Se a primeira canção é um conto que trata do fim dos ciclos, Boa constrictor está focada nas emoções: “Porque fala em adoecimento, de tristezas acumuladas: transtornos da mente que sequestram seu orgulho”. Uma narrativa que nos faz pensar em como conviver com os transtornos transformam a linguagem do seu corpo e invadem os seus sonhos. Sendo que João V. Bessa é um homem negro que convive com o racismo cotidianamente, as violências simbólicas, verbais, burocráticas que também afetam e adoecem. Assim, sua música pode ser interpretada como um canto de um negro em busca da sua expressão.
É essa a faixa que melhor transparece a linguagem musical do EP, com seu arranjo que explora as inversões de acordes do violão e, na guitarra, as sonoridades da afinação aberta e arpejos tocados como riffs. Entre suas principais referências de guitarristas estão Keith Richards, Ali Farka Touré, Wes Montgomery e o compositor Charles Mingus, misturando essas influências com as linguagens dos sambas e das baladas soul que gosta de ouvir. Hoje com 24 anos de idade, ele toca desde os 12, compondo principalmente para a guitarra elétrica e o violão, além do piano.
Depois de tratar de términos e dores, “Sonhos em cinza” encerra falando em amor, mas não necessariamente em romance, é O amor nos subsolos. João conta que a ideia de escrever essa canção veio depois de ler o livro Memórias do subsolo, de F. Dostoiévski (1863): “Essa história me fez pensar no que há de mais profundo em mim, em lembranças que estão ocultas, mas que são parte importante do que eu sou”, comenta, relacionando os versos com uma necessidade de romper com o silenciamento e transpirar.
As três canções foram gravadas em maio desde, no El Niño Studio e Lab Criativo de São João del-Rei. Colaboraram com o trabalho Juliano Pires (captação de áudio e mixagem) e Henrique Nolasco (masterização), além do multiartista Rayan Rocha, responsável pela arte de capa.
Biografia
João V. Bessa nasceu em setembro de 1997, na cidade de Cordeiro, região serrana fluminense.
Por influência de sua mãe, que também toca o violão, e de seu pai, que foi um entusiasta de música, teve seus primeiros contatos com os instrumentos ainda na infância. Aprendeu a tocar o violão aos 12 anos de idade, quando participou de um projeto social de educação musical de sua cidade. Logo escreveu sua primeira canção, que chamou Abra logo seu coração, e passou a tomar a composição como um tipo de brincadeira. A diversão se tornou um interesse e, aos 15
anos, se juntou com amigos de escola para formar uma banda que tocava clássicos do rock. Ao longo de um ano, fizeram apresentações em eventos e saraus locais, como a centenária Exposição Agropecuária de Cordeiro, que mobiliza toda a região.
A sua trajetória se afastou da música por uns anos, quando ingressou no curso de Comunicação Social da UFSJ, em São João del-Rei, aos 18 anos.

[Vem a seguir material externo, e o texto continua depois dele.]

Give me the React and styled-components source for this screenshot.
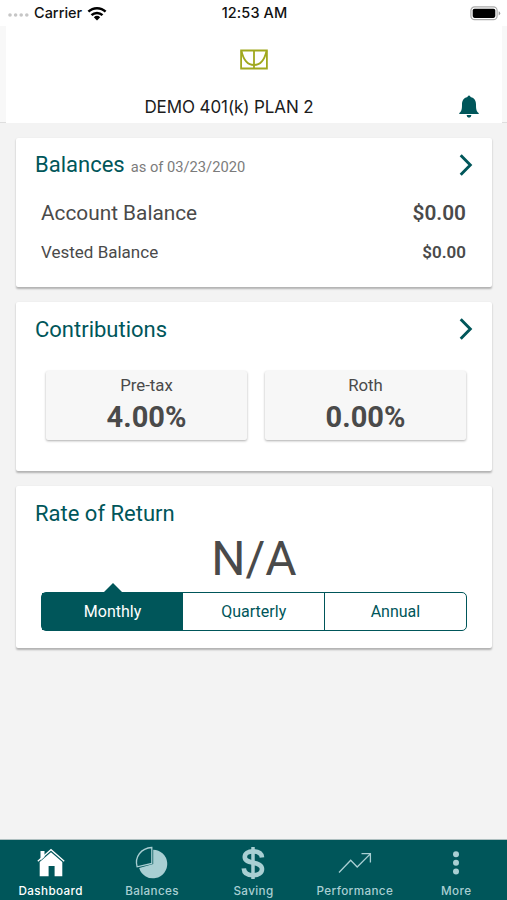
import React from "react";
import styled, { createGlobalStyle } from "styled-components";

const teal = "#00565a";
const pale = "#a9cfd3";

const GlobalStyle = createGlobalStyle`
  * { box-sizing: border-box; }
  body { margin: 0; background: #f3f3f3; }
`;

const Screen = styled.div`
  width: 507px;
  height: 900px;
  display: flex;
  flex-direction: column;
  overflow: hidden;
  background: #f3f3f3;
  color: #4a4a4a;
  font-family: Roboto, sans-serif;
  white-space: nowrap;
`;

const StatusBar = styled.div`
  height: 26px;
  flex: none;
  padding: 0 6px 0 8px;
  display: grid;
  grid-template-columns: 1fr auto 1fr;
  align-items: center;
  background: #fff;
  color: #111;
  font: 500 14.5px/26px Inter, sans-serif;
`;

const StatusGroup = styled.div`
  display: flex;
  align-items: center;
  gap: 5px;
  justify-content: ${(p) => (p.$end ? "flex-end" : "flex-start")};
`;

const Clock = styled.span`
  letter-spacing: 0.1px;
`;

const HeaderFrame = styled.header`
  height: 97px;
  flex: none;
  padding: 0 5px 0 6px;
  background: #f8f8f8;
  border-bottom: 1px solid #dedede;
`;

const Header = styled.div`
  height: 97px;
  background: #fff;
  display: flex;
  flex-direction: column;
  align-items: center;
  padding-top: 22px;
`;

const PlanRow = styled.div`
  align-self: stretch;
  display: flex;
  align-items: center;
  margin-top: 22px;
  height: 28px;
  padding: 0 23px 0 20px;
`;

const PlanName = styled.h1`
  flex: 1;
  margin: 0;
  padding-right: 27px;
  text-align: center;
  color: #1c1c1c;
  font: 400 17px/28px Inter, sans-serif;
  letter-spacing: -0.1px;
`;

const Content = styled.main`
  flex: 1;
  padding: 15px 15px 0 16px;
  display: flex;
  flex-direction: column;
  gap: 15px;
`;

const Card = styled.section`
  height: ${(p) => p.$height}px;
  background: #fff;
  border-radius: 2px;
  box-shadow: 0 1.5px 2px rgba(0, 0, 0, 0.27);
  display: flex;
  flex-direction: column;
`;

const CardHead = styled.div`
  height: 54px;
  flex: none;
  padding: 0 19px;
  display: flex;
  align-items: center;
  justify-content: space-between;
`;

const CardTitle = styled.h2`
  display: flex;
  align-items: baseline;
  margin: 0;
  padding-top: 1px;
  color: ${teal};
  font: 400 22px/30px Roboto, sans-serif;
`;

const AsOf = styled.small`
  margin-left: 6px;
  color: #7b7b7b;
  font-size: 14.7px;
`;

const BalanceRow = styled.div`
  display: flex;
  align-items: center;
  justify-content: space-between;
  height: ${(p) => (p.$large ? 42 : 36)}px;
  padding: 0 26px 0 25px;
  font-size: ${(p) => (p.$large ? 20.8 : 17)}px;
  strong { font-weight: 600; }
`;

const Tiles = styled.div`
  display: grid;
  grid-template-columns: 1fr 1fr;
  gap: 18px;
  margin: 15px 26px 0 30px;
`;

const Tile = styled.div`
  height: 69px;
  padding-top: 3px;
  background: #f7f7f7;
  border-radius: 2px;
  box-shadow: 0 1px 2.5px rgba(0, 0, 0, 0.32);
  text-align: center;
`;

const TileLabel = styled.div`
  font-size: 16.8px;
  line-height: 23px;
`;

const TileValue = styled.div`
  font-size: 29px;
  font-weight: 700;
  line-height: 41px;
`;

const ReturnValue = styled.div`
  height: 52px;
  text-align: center;
  font-size: 48px;
  line-height: 38px;
`;

const Segments = styled.div`
  height: 39px;
  margin: 0 25.5px 0 25px;
  display: grid;
  grid-template-columns: 1fr 1fr 1fr;
  border: 1.5px solid ${teal};
  border-radius: 5px;
`;

const Segment = styled.button`
  position: relative;
  padding: 0 0 1px;
  border: 0;
  border-left: ${(p) => (p.$divided ? `1px solid ${teal}` : "0")};
  background: ${(p) => (p.$active ? teal : "transparent")};
  color: ${(p) => (p.$active ? "#fff" : teal)};
  font: 400 16px Roboto, sans-serif;
  &::before {
    content: ${(p) => (p.$active ? '""' : "none")};
    position: absolute;
    left: calc(50% - 9px);
    top: -10px;
    border: 9px solid transparent;
    border-top: 0;
    border-bottom-color: ${teal};
  }
`;

const Nav = styled.nav`
  height: 61px;
  flex: none;
  border-top: 1px solid #aebfc0;
  background: ${teal};
  display: grid;
  grid-template-columns: repeat(5, 1fr);
`;

const NavItem = styled.div`
  display: flex;
  flex-direction: column;
  align-items: center;
  padding-top: 4px;
  color: ${(p) => (p.$active ? "#fff" : pale)};
  font: 500 11.7px/16px Inter, sans-serif;
  letter-spacing: 0.38px;
  svg { display: block; margin-bottom: 1px; }
`;

const Signal = () => (
  <svg width="21" height="8" viewBox="0 0 21 8" fill="#c6c6c6">
    {[2, 7.6, 13.2, 18.8].map((x) => <circle key={x} cx={x} cy="6" r="1.8" />)}
  </svg>
);

const Wifi = () => (
  <svg width="20" height="15" viewBox="0 0 20 15" fill="none" stroke="#000" strokeWidth="2.5">
    <path d="M1.4 5.7a12.4 12.4 0 0 1 17.2 0M4.5 9.1a8 8 0 0 1 11 0" />
    <path d="M6.8 11.3a4.8 4.8 0 0 1 6.4 0L10 14.4z" fill="#000" stroke="none" />
  </svg>
);

const Battery = () => (
  <svg width="31" height="15" viewBox="0 0 31 15">
    <rect x="0.9" y="0.9" width="26.2" height="12.8" rx="3.7" fill="#fff" stroke="#aaa" strokeWidth="1.2" />
    <rect x="2.7" y="2.7" width="22.6" height="9.2" rx="1.8" fill="#000" />
    <path d="M28.7 5.2q1.5.5 1.5 2.1t-1.5 2.1z" fill="#999" />
  </svg>
);

const Logo = () => (
  <svg width="30" height="23" viewBox="0 0 30 23" fill="none" stroke="#a0a81e" strokeWidth="1.8">
    <path d="M2.1 2.5h25.8v18H2.1zM15 2.5v18" />
    <path d="M2.5 3C4.5 12 9 17 15 17S25.500 12 27.500 3" />
  </svg>
);

const Bell = () => (
  <svg width="20" height="24" viewBox="0 0 20 24" fill={teal}>
    <path d="M8.500 1.900Q8.500.4 10 .4t1.500 1.500C15.800 2.800 17 6 17 9.600c0 4.800.5 7 2.700 8.500v.8H.3v-.8C2.500 16.600 3 14.400 3 9.600c0-3.600 1.200-6.800 5.500-7.700zM7.600 20h4.800Q12.200 22.700 10 22.700T7.600 20z" />
  </svg>
);

const Chevron = () => (
  <svg width="14" height="22" viewBox="0 0 14 22" fill="none" stroke={teal} strokeWidth="2.9">
    <path d="M1.700 1.300 11.300 11l-9.600 9.700" />
  </svg>
);

const HouseIcon = () => (
  <svg width="30" height="38" viewBox="0 0 30 38">
    <path d="M4.500 7h4v6l-4 3.500z" fill="#fff" />
    <path d="M1.800 17.300 15 5.700l13.200 11.600" fill="none" stroke="#fff" strokeWidth="1.3" />
    <path d="M3.700 18 15 8.200 26.300 18v14.300h-7.700V22h-6v10.300H3.700z" fill="#fff" />
  </svg>
);

const PieIcon = () => (
  <svg width="36" height="38" viewBox="0 0 36 38">
    <path d="M19.200 5.700A14.300 14.300 0 1 1 5.200 23.900L19.200 20z" fill={pale} />
    <path d="M17.800 3.500v15.900L3.100 22.800C.3 13 7 4.200 17.800 3.500z" fill={teal} stroke={pale} strokeWidth="1.300" />
  </svg>
);

const DollarIcon = () => (
  <svg width="28" height="38" viewBox="0 0 28 38" fill="none" stroke={pale}>
    <path d="M14 3v32" strokeWidth="3.500" />
    <path d="M23 13.500c-.4-4-4-6.100-9-6.100s-8.200 2-8.200 5.600c0 4.100 4.200 4.800 8.200 5.700 4.800 1.100 9 2.200 9 6.400 0 4-3.800 6.200-8.800 6.200-5.900 0-9.200-2.500-9.400-7" strokeWidth="4.600" />
  </svg>
);

const TrendIcon = () => (
  <svg width="36" height="38" viewBox="0 0 36 38" fill="none" stroke={pale} strokeWidth="1.300">
    <path d="m2 28.500 11.700-12.200 6.500 6.700L33.300 9.900M24.500 9.700h8.900v8.900" />
  </svg>
);

const MoreIcon = () => (
  <svg width="10" height="38" viewBox="0 0 10 38" fill={pale}>
    {[10.2, 18.8, 27.400].map((y) => <circle key={y} cx="5" cy={y} r="3" />)}
  </svg>
);

const tabs = [
  ["Dashboard", HouseIcon],
  ["Balances", PieIcon],
  ["Saving", DollarIcon],
  ["Performance", TrendIcon],
  ["More", MoreIcon],
];

export default function App() {
  return (
    <>
      <GlobalStyle />
      <Screen>
        <StatusBar>
          <StatusGroup><Signal /><span>Carrier</span><Wifi /></StatusGroup>
          <Clock>12:53 AM</Clock>
          <StatusGroup $end><Battery /></StatusGroup>
        </StatusBar>
        <HeaderFrame>
          <Header>
            <Logo />
            <PlanRow><PlanName>DEMO 401(k) PLAN 2</PlanName><Bell /></PlanRow>
          </Header>
        </HeaderFrame>
        <Content>
          <Card $height={149}>
            <CardHead>
              <CardTitle>Balances<AsOf>as of 03/23/2020</AsOf></CardTitle>
              <Chevron />
            </CardHead>
            <BalanceRow $large><span>Account Balance</span><strong>$0.00</strong></BalanceRow>
            <BalanceRow><span>Vested Balance</span><strong>$0.00</strong></BalanceRow>
          </Card>
          <Card $height={169}>
            <CardHead><CardTitle>Contributions</CardTitle><Chevron /></CardHead>
            <Tiles>
              <Tile><TileLabel>Pre-tax</TileLabel><TileValue>4.00%</TileValue></Tile>
              <Tile><TileLabel>Roth</TileLabel><TileValue>0.00%</TileValue></Tile>
            </Tiles>
          </Card>
          <Card $height={162}>
            <CardHead><CardTitle>Rate of Return</CardTitle></CardHead>
            <ReturnValue>N/A</ReturnValue>
            <Segments>
              <Segment $active>Monthly</Segment>
              <Segment>Quarterly</Segment>
              <Segment $divided>Annual</Segment>
            </Segments>
          </Card>
        </Content>
        <Nav>
          {tabs.map(([label, Icon], i) => (
            <NavItem key={label} $active={i === 0}><Icon />{label}</NavItem>
          ))}
        </Nav>
      </Screen>
    </>
  );
}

Na universidade, tornou-se repórter, cobrindo desde torneios de futebol amador até a política municipal para, mais tarde, enveredar pelo jornalismo cultural, numa cidade recheada de artistas. Também realizou pesquisas acadêmicas, estudando o papel das mensagens presentes nas canções populares e a construção das subjetividades negras.
Em São João del-Rei, depois de participar de rodas de improviso com amigos e colegas da cena local, passou a se apresentar em festas e festivais em 2020. Em duo com a cantora Isis Ferreira, esteve presente no Festival de Inverno El Niño e no Vista Minas, além de encontros sindicais e do Movimento Negro. João, que também é poeta, conseguiu sua primeira publicação neste mês, emplacando o poema O marasmo dos pastos na Arteria do Simpósio Internacional de Artes e Urbanidades (SIAUS/UFSJ).